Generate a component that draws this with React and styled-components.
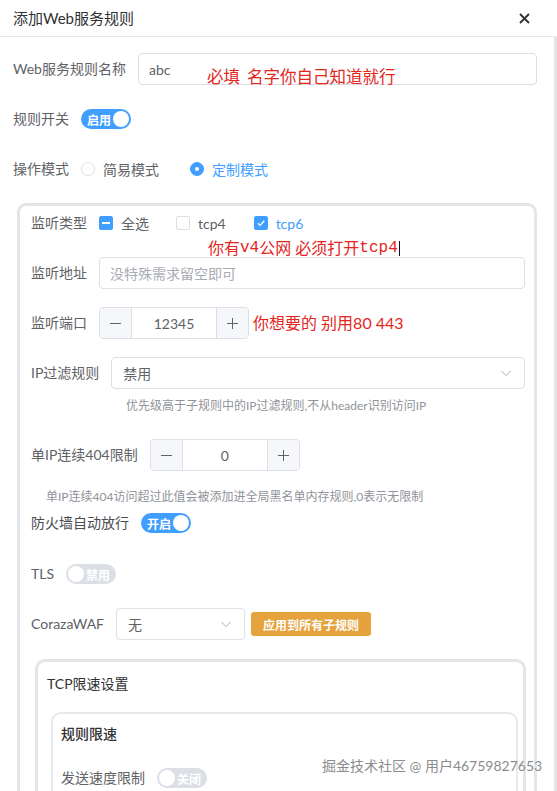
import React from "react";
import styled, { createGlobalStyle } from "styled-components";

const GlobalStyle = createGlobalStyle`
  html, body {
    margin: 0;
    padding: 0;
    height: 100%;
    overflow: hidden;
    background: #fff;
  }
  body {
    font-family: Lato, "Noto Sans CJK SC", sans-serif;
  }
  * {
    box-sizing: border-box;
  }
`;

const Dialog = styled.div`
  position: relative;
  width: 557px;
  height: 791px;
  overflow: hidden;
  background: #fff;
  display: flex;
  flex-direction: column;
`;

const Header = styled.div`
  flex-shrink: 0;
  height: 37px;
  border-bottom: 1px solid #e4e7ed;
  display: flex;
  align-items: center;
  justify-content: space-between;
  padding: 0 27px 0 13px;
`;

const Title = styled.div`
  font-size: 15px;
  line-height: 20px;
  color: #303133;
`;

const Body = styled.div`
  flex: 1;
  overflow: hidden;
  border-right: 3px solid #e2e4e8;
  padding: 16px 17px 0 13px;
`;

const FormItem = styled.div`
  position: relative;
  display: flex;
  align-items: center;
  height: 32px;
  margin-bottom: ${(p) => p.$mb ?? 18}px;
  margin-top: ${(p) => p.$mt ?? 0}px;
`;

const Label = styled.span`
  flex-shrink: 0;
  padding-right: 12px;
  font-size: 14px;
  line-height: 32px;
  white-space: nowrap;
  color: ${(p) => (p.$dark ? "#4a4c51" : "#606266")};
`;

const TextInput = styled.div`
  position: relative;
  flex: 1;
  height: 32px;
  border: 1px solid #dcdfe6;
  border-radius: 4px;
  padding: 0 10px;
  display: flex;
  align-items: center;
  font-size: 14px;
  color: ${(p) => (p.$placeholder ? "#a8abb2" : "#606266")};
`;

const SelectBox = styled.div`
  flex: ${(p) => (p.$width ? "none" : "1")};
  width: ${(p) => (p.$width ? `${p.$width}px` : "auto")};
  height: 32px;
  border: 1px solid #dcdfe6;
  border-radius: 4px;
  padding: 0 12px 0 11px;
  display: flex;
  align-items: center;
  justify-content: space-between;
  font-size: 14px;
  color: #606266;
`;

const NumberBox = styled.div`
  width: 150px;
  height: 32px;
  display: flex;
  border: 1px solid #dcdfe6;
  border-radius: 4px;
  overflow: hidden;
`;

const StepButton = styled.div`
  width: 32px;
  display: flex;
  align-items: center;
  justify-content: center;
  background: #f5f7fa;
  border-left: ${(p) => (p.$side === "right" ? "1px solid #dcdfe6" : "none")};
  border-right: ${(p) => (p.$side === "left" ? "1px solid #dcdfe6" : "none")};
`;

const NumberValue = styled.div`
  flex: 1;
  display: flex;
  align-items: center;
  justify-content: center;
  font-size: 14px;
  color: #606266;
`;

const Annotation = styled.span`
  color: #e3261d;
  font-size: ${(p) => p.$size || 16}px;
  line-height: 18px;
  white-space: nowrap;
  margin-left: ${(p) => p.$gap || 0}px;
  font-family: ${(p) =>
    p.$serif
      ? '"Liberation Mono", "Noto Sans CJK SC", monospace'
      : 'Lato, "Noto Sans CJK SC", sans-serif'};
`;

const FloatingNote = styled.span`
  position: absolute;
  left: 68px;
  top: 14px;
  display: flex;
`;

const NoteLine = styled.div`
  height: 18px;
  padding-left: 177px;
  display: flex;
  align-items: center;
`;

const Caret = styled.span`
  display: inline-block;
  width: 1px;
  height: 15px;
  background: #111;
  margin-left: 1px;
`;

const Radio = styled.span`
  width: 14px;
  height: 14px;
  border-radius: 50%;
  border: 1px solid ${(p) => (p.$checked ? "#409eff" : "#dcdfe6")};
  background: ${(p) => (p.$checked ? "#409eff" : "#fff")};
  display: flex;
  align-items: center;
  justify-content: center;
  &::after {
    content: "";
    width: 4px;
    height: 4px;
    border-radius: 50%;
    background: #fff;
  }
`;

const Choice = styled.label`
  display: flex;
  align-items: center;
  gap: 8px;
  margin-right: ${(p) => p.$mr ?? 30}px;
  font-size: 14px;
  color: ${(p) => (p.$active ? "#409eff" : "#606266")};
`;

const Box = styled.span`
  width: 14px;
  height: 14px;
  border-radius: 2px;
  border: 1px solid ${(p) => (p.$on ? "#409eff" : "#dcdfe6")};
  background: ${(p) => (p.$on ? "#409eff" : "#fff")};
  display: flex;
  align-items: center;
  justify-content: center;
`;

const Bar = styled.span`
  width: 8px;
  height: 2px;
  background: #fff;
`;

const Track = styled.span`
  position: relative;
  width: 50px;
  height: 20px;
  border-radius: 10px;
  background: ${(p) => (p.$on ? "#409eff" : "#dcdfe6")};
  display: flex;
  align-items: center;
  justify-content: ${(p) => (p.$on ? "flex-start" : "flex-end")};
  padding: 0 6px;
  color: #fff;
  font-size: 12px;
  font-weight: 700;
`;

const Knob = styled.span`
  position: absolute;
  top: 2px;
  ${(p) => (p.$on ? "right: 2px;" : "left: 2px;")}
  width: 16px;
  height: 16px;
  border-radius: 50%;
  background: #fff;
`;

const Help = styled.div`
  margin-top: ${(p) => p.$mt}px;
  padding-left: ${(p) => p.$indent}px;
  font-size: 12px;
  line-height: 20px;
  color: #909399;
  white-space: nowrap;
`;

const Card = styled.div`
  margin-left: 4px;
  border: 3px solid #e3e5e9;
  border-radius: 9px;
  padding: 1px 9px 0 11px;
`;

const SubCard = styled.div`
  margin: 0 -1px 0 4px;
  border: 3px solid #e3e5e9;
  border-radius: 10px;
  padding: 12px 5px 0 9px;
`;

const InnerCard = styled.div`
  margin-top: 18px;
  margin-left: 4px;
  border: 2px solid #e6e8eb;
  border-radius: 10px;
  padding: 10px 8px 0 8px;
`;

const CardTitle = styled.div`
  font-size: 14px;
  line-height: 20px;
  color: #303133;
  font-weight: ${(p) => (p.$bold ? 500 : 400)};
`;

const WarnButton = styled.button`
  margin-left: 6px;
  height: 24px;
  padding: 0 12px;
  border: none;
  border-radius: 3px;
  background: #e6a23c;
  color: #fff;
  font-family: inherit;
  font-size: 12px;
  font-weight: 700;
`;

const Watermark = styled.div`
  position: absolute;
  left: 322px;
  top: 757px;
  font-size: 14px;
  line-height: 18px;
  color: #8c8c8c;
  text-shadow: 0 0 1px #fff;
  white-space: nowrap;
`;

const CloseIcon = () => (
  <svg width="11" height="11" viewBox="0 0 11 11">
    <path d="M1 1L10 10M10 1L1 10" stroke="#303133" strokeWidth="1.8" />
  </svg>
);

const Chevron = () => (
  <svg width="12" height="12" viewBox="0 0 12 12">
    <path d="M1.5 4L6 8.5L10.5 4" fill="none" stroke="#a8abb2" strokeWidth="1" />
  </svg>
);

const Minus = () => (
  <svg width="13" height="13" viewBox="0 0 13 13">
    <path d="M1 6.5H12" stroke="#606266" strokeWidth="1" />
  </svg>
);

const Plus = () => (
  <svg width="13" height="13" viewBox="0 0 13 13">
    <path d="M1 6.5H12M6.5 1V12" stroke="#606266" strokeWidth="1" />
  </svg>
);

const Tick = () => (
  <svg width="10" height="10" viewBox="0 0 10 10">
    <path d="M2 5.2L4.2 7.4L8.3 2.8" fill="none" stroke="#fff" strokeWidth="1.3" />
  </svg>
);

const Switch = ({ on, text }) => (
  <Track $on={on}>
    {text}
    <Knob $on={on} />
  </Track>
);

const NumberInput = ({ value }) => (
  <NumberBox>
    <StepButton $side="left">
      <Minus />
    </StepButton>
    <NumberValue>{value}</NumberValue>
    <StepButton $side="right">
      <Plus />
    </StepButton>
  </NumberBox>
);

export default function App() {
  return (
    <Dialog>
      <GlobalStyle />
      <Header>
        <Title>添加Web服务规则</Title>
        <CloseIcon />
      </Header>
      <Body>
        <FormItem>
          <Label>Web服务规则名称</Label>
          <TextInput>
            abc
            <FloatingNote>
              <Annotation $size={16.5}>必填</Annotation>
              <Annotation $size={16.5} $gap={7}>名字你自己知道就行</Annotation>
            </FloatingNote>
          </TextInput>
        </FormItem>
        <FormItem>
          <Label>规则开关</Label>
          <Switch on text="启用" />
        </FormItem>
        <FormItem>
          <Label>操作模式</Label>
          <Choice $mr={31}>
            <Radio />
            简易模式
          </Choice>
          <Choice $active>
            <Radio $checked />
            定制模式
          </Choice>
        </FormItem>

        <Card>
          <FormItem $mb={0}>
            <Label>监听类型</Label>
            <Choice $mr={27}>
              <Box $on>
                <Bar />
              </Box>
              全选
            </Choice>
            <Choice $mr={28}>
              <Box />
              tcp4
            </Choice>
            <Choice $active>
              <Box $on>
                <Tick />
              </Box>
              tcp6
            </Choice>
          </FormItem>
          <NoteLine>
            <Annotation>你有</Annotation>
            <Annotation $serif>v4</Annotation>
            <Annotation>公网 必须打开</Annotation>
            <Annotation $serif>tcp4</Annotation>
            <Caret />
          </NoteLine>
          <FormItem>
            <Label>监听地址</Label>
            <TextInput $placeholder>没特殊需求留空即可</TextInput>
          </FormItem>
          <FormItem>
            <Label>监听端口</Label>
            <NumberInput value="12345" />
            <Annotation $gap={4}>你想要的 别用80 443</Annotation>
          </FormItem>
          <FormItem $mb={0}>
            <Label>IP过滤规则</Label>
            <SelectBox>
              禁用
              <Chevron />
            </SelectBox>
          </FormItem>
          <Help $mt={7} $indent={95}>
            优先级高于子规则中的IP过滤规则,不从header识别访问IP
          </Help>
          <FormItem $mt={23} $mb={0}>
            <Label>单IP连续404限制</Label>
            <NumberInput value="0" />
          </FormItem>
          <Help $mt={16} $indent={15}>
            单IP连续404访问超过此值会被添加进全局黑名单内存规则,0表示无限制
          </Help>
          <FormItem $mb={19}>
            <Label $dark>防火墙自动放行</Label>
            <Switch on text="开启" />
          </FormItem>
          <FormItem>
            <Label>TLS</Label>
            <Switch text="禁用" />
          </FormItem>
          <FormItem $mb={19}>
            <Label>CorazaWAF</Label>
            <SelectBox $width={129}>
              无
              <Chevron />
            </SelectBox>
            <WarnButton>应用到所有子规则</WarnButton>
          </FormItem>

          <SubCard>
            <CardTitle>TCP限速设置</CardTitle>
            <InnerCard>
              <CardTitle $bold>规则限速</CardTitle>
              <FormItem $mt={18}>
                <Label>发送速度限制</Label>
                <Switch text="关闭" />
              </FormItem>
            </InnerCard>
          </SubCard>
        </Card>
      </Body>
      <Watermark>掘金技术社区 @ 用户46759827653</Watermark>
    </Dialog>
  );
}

:::

### Given problem
Find how many of the lines above have the word "React" in them. State only that number.

### Solution to the exercise
2